Pictures within the data are to be left out; everything else must be reproduced exactly.

──────── Data provided ────────

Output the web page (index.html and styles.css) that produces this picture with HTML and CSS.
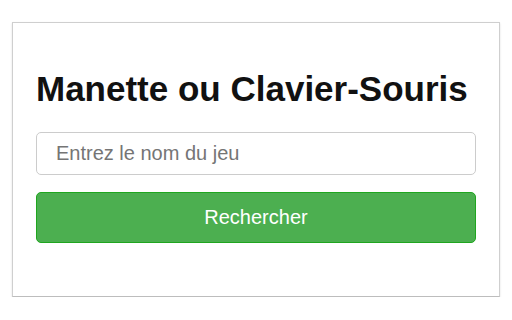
FILE: index.html
```html
<!DOCTYPE html>
<html lang="fr">
<head>
<meta charset="utf-8">
<title>Manette ou Clavier-Souris</title>
<link rel="stylesheet" href="styles.css">
</head>
<body>
<div class="card">
  <h1 class="title">Manette ou Clavier-Souris</h1>
  <form class="search" onsubmit="return false;">
    <input class="field" type="text" placeholder="Entrez le nom du jeu">
    <button class="btn" type="submit">Rechercher</button>
  </form>
</div>
</body>
</html>
```
FILE: styles.css
```css
html, body {
  margin: 0;
  padding: 0;
  background: #ffffff;
}
body {
  padding: 22px 12px 0 12px;
  font-family: "Liberation Sans", Arial, sans-serif;
}
.card {
  width: 488px;
  height: 275px;
  box-sizing: border-box;
  border: 1px solid #cfcfcf;
  border-bottom-color: #bdbdbd;
  box-shadow: 0 1px 2px rgba(0,0,0,0.12);
  padding: 46px 23px 0 23px;
  background: #fff;
}
.title {
  margin: 0;
  font-size: 35px;
  line-height: 40px;
  font-weight: bold;
  color: #111;
}
.search {
  margin-top: 23px;
  display: flex;
  flex-direction: column;
  gap: 17px;
}
.field {
  box-sizing: border-box;
  width: 440px;
  height: 43px;
  border: 1px solid #cccccc;
  border-radius: 5px;
  padding: 0 19px;
  font-family: "Liberation Sans", Arial, sans-serif;
  font-size: 20px;
  color: #333;
  outline: none;
}
.field::placeholder {
  color: #757575;
}
.btn {
  box-sizing: border-box;
  width: 440px;
  height: 51px;
  border: 1px solid #1fa61f;
  border-radius: 5px;
  background: #4caf50;
  color: #ffffff;
  font-family: "Liberation Sans", Arial, sans-serif;
  font-size: 20px;
  padding: 0;
  cursor: pointer;
}
```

────────

- **The completed task**:
Output the web page (index.html and styles.css) that produces this picture with HTML and CSS.
FILE: index.html
```html
<!DOCTYPE html>
<html lang="fr">
<head>
<meta charset="utf-8">
<title>Manette ou Clavier-Souris</title>
<link rel="stylesheet" href="styles.css">
</head>
<body>
<div class="card">
  <h1 class="title">Manette ou Clavier-Souris</h1>
  <form class="search" onsubmit="return false;">
    <input class="field" type="text" placeholder="Entrez le nom du jeu">
    <button class="btn" type="submit">Rechercher</button>
  </form>
</div>
</body>
</html>
```
FILE: styles.css
```css
html, body {
  margin: 0;
  padding: 0;
  background: #ffffff;
}
body {
  padding: 22px 12px 0 12px;
  font-family: "Liberation Sans", Arial, sans-serif;
}
.card {
  width: 488px;
  height: 275px;
  box-sizing: border-box;
  border: 1px solid #cfcfcf;
  border-bottom-color: #bdbdbd;
  box-shadow: 0 1px 2px rgba(0,0,0,0.12);
  padding: 46px 23px 0 23px;
  background: #fff;
}
.title {
  margin: 0;
  font-size: 35px;
  line-height: 40px;
  font-weight: bold;
  color: #111;
}
.search {
  margin-top: 23px;
  display: flex;
  flex-direction: column;
  gap: 17px;
}
.field {
  box-sizing: border-box;
  width: 440px;
  height: 43px;
  border: 1px solid #cccccc;
  border-radius: 5px;
  padding: 0 19px;
  font-family: "Liberation Sans", Arial, sans-serif;
  font-size: 20px;
  color: #333;
  outline: none;
}
.field::placeholder {
  color: #757575;
}
.btn {
  box-sizing: border-box;
  width: 440px;
  height: 51px;
  border: 1px solid #1fa61f;
  border-radius: 5px;
  background: #4caf50;
  color: #ffffff;
  font-family: "Liberation Sans", Arial, sans-serif;
  font-size: 20px;
  padding: 0;
  cursor: pointer;
}
```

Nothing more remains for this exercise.